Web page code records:
▬▬▬▬▬▬▬▬▬▬
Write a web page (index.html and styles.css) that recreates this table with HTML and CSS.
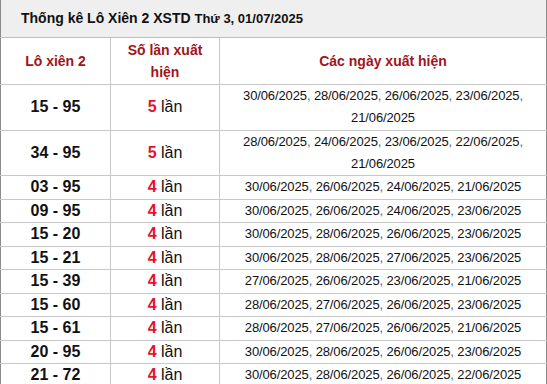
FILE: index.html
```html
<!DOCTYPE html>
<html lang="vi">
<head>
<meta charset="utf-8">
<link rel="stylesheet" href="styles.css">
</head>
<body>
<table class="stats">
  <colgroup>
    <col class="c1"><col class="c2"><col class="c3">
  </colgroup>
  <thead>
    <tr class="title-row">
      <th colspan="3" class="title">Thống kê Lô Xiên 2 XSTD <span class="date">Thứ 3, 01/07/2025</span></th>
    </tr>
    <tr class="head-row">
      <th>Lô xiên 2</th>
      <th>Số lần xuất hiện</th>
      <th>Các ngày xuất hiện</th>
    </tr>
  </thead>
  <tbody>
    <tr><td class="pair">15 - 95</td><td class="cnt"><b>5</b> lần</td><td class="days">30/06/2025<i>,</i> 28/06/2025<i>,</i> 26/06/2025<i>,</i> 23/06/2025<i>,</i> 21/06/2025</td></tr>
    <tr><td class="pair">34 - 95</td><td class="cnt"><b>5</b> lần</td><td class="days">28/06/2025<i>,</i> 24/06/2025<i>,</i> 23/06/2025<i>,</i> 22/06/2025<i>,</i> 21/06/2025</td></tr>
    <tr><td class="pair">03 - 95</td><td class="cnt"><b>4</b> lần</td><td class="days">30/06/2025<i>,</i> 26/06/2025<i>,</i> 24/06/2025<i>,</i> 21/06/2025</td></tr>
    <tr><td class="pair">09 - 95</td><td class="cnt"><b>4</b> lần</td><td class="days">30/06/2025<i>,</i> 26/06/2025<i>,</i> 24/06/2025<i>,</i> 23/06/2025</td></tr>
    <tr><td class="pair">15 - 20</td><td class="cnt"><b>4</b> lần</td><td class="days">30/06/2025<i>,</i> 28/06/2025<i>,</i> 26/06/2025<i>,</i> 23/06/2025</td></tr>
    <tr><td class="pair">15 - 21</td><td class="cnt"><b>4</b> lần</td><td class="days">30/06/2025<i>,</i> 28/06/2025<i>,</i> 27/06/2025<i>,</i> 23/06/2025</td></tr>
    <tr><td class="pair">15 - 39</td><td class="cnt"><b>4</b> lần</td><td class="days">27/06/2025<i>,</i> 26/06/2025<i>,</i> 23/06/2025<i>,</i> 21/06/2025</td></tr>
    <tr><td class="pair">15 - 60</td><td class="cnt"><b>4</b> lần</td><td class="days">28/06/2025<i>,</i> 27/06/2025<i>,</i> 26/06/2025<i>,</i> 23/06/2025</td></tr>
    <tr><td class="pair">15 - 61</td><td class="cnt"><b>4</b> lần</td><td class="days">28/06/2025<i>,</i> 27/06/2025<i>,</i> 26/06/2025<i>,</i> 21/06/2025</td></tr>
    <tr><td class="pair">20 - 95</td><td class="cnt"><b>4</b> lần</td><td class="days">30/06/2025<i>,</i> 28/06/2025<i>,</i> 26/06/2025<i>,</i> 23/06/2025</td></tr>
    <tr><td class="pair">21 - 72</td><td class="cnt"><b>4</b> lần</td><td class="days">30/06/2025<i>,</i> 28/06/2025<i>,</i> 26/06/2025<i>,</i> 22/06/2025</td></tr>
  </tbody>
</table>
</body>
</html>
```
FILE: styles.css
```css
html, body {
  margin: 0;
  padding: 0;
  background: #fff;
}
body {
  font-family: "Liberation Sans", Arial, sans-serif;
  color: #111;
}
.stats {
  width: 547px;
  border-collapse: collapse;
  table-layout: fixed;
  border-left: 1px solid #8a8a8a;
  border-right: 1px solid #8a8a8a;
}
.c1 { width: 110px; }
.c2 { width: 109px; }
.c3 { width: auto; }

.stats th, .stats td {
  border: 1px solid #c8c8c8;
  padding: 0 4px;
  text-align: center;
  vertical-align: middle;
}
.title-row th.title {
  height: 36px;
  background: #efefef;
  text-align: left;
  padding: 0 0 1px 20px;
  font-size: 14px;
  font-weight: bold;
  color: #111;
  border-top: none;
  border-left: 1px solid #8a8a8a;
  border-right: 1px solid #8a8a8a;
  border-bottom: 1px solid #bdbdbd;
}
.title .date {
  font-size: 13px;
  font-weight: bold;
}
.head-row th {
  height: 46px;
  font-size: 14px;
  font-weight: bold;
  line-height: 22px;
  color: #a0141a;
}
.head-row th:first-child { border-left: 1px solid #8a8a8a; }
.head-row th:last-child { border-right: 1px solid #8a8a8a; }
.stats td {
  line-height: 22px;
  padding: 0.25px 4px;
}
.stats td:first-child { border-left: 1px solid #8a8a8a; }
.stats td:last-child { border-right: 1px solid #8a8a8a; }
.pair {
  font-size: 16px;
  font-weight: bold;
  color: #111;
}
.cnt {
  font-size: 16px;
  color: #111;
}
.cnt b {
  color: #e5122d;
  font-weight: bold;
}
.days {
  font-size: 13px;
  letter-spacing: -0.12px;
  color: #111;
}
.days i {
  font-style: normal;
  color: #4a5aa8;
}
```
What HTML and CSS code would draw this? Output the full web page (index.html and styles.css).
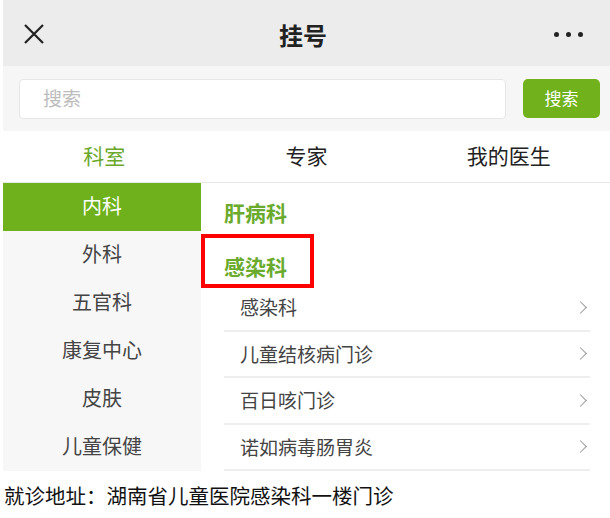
▬▬▬▬▬▬▬▬▬▬
## Instruction
Copy each line in full and exactly, omitting any picture.

## Exercise solution
Write a web page (index.html and styles.css) that recreates this table with HTML and CSS.
FILE: index.html
```html
<!DOCTYPE html>
<html lang="vi">
<head>
<meta charset="utf-8">
<link rel="stylesheet" href="styles.css">
</head>
<body>
<table class="stats">
  <colgroup>
    <col class="c1"><col class="c2"><col class="c3">
  </colgroup>
  <thead>
    <tr class="title-row">
      <th colspan="3" class="title">Thống kê Lô Xiên 2 XSTD <span class="date">Thứ 3, 01/07/2025</span></th>
    </tr>
    <tr class="head-row">
      <th>Lô xiên 2</th>
      <th>Số lần xuất hiện</th>
      <th>Các ngày xuất hiện</th>
    </tr>
  </thead>
  <tbody>
    <tr><td class="pair">15 - 95</td><td class="cnt"><b>5</b> lần</td><td class="days">30/06/2025<i>,</i> 28/06/2025<i>,</i> 26/06/2025<i>,</i> 23/06/2025<i>,</i> 21/06/2025</td></tr>
    <tr><td class="pair">34 - 95</td><td class="cnt"><b>5</b> lần</td><td class="days">28/06/2025<i>,</i> 24/06/2025<i>,</i> 23/06/2025<i>,</i> 22/06/2025<i>,</i> 21/06/2025</td></tr>
    <tr><td class="pair">03 - 95</td><td class="cnt"><b>4</b> lần</td><td class="days">30/06/2025<i>,</i> 26/06/2025<i>,</i> 24/06/2025<i>,</i> 21/06/2025</td></tr>
    <tr><td class="pair">09 - 95</td><td class="cnt"><b>4</b> lần</td><td class="days">30/06/2025<i>,</i> 26/06/2025<i>,</i> 24/06/2025<i>,</i> 23/06/2025</td></tr>
    <tr><td class="pair">15 - 20</td><td class="cnt"><b>4</b> lần</td><td class="days">30/06/2025<i>,</i> 28/06/2025<i>,</i> 26/06/2025<i>,</i> 23/06/2025</td></tr>
    <tr><td class="pair">15 - 21</td><td class="cnt"><b>4</b> lần</td><td class="days">30/06/2025<i>,</i> 28/06/2025<i>,</i> 27/06/2025<i>,</i> 23/06/2025</td></tr>
    <tr><td class="pair">15 - 39</td><td class="cnt"><b>4</b> lần</td><td class="days">27/06/2025<i>,</i> 26/06/2025<i>,</i> 23/06/2025<i>,</i> 21/06/2025</td></tr>
    <tr><td class="pair">15 - 60</td><td class="cnt"><b>4</b> lần</td><td class="days">28/06/2025<i>,</i> 27/06/2025<i>,</i> 26/06/2025<i>,</i> 23/06/2025</td></tr>
    <tr><td class="pair">15 - 61</td><td class="cnt"><b>4</b> lần</td><td class="days">28/06/2025<i>,</i> 27/06/2025<i>,</i> 26/06/2025<i>,</i> 21/06/2025</td></tr>
    <tr><td class="pair">20 - 95</td><td class="cnt"><b>4</b> lần</td><td class="days">30/06/2025<i>,</i> 28/06/2025<i>,</i> 26/06/2025<i>,</i> 23/06/2025</td></tr>
    <tr><td class="pair">21 - 72</td><td class="cnt"><b>4</b> lần</td><td class="days">30/06/2025<i>,</i> 28/06/2025<i>,</i> 26/06/2025<i>,</i> 22/06/2025</td></tr>
  </tbody>
</table>
</body>
</html>
```
FILE: styles.css
```css
html, body {
  margin: 0;
  padding: 0;
  background: #fff;
}
body {
  font-family: "Liberation Sans", Arial, sans-serif;
  color: #111;
}
.stats {
  width: 547px;
  border-collapse: collapse;
  table-layout: fixed;
  border-left: 1px solid #8a8a8a;
  border-right: 1px solid #8a8a8a;
}
.c1 { width: 110px; }
.c2 { width: 109px; }
.c3 { width: auto; }

.stats th, .stats td {
  border: 1px solid #c8c8c8;
  padding: 0 4px;
  text-align: center;
  vertical-align: middle;
}
.title-row th.title {
  height: 36px;
  background: #efefef;
  text-align: left;
  padding: 0 0 1px 20px;
  font-size: 14px;
  font-weight: bold;
  color: #111;
  border-top: none;
  border-left: 1px solid #8a8a8a;
  border-right: 1px solid #8a8a8a;
  border-bottom: 1px solid #bdbdbd;
}
.title .date {
  font-size: 13px;
  font-weight: bold;
}
.head-row th {
  height: 46px;
  font-size: 14px;
  font-weight: bold;
  line-height: 22px;
  color: #a0141a;
}
.head-row th:first-child { border-left: 1px solid #8a8a8a; }
.head-row th:last-child { border-right: 1px solid #8a8a8a; }
.stats td {
  line-height: 22px;
  padding: 0.25px 4px;
}
.stats td:first-child { border-left: 1px solid #8a8a8a; }
.stats td:last-child { border-right: 1px solid #8a8a8a; }
.pair {
  font-size: 16px;
  font-weight: bold;
  color: #111;
}
.cnt {
  font-size: 16px;
  color: #111;
}
.cnt b {
  color: #e5122d;
  font-weight: bold;
}
.days {
  font-size: 13px;
  letter-spacing: -0.12px;
  color: #111;
}
.days i {
  font-style: normal;
  color: #4a5aa8;
}
```
What HTML and CSS code would draw this? Output the full web page (index.html and styles.css).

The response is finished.